A value of such a type is a pair of a value and a typeclass (or potentially, a tuple of multiple values and typeclass instances).

Most notably, existentials are necessary to implemented heterogeneous collections as you can be had in most language, e.g. List<Serializable> in Java. Without existentials, it's impossible to specify a list of values with different types who happen to have a corresponding Serializable instance.

The second important thing is to add some mechanism that help with code reuse. In particular, some form of delegation or late binding (e.g. Scala traits) would be neat. Some would advocate that a benefit of type classes is to get rid of that aspect of OO, but I disagree. The problem in OO in general is that permissions are too open by default: non-final clases and methods in Java for instance. As Joshua Bloch puts it in Effective Java:

Design and document for inheritance or else prohibit it.
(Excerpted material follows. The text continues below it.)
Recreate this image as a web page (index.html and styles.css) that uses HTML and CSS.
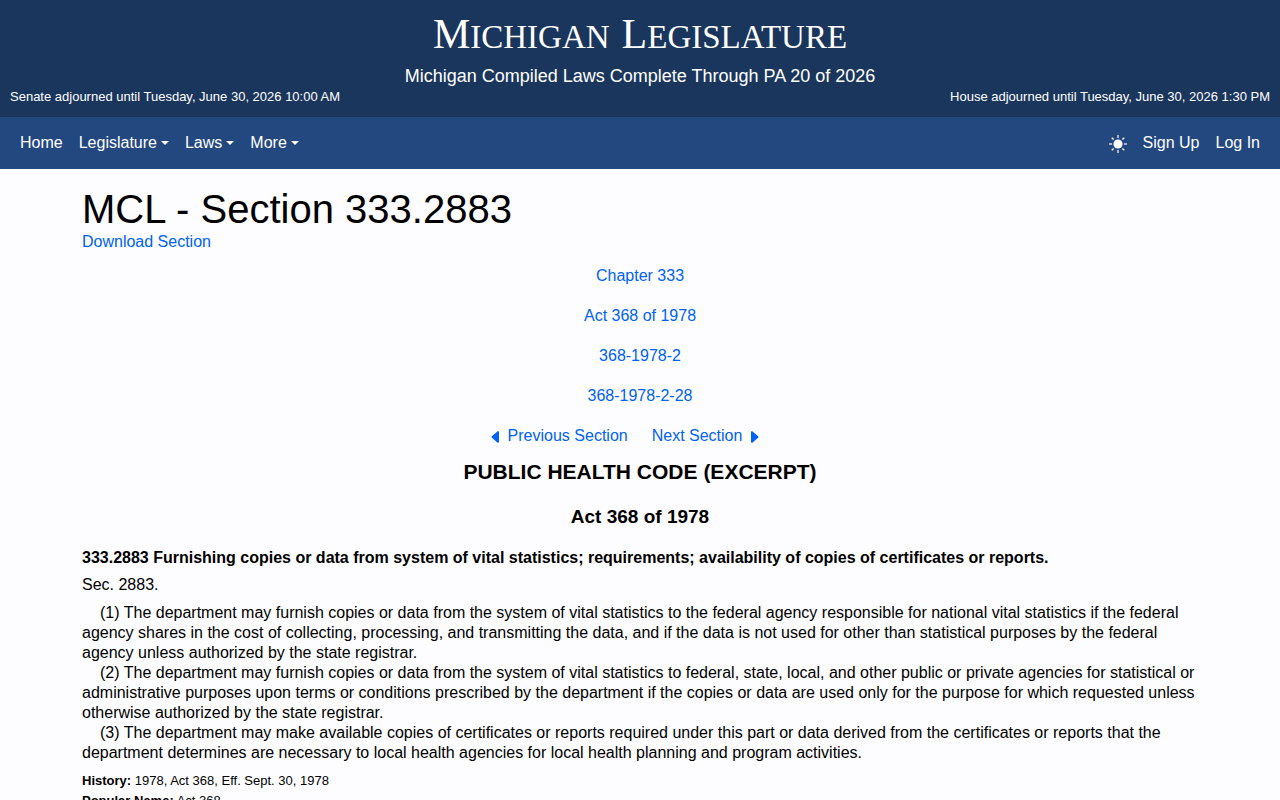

Well done late binding is effectively a clean way to specify callbacks, potentially with a default behaviour in place. These callbacks may themselves call inside the late bound entity (class or typeclass). Effectively, this saves a lot of plumbing headaches.

There are a couple more things that could go in, but they aren't as essential.

One particular nicety I can think of is a mechanism for type unions. Not only boring unions (like int | String to specify you expect either an integer or a string), but also being able to specify a type R such that there is either an instance of Serializable R or an instance of Stringifyable R (or both!). Similar types intersection are already possible, just by putting multiple constraints on a type.

These type unions make some ad-hoc polymorphism possible, and would be further well served by some form of pattern matching and flow typing.

But all this will have to wait for another day!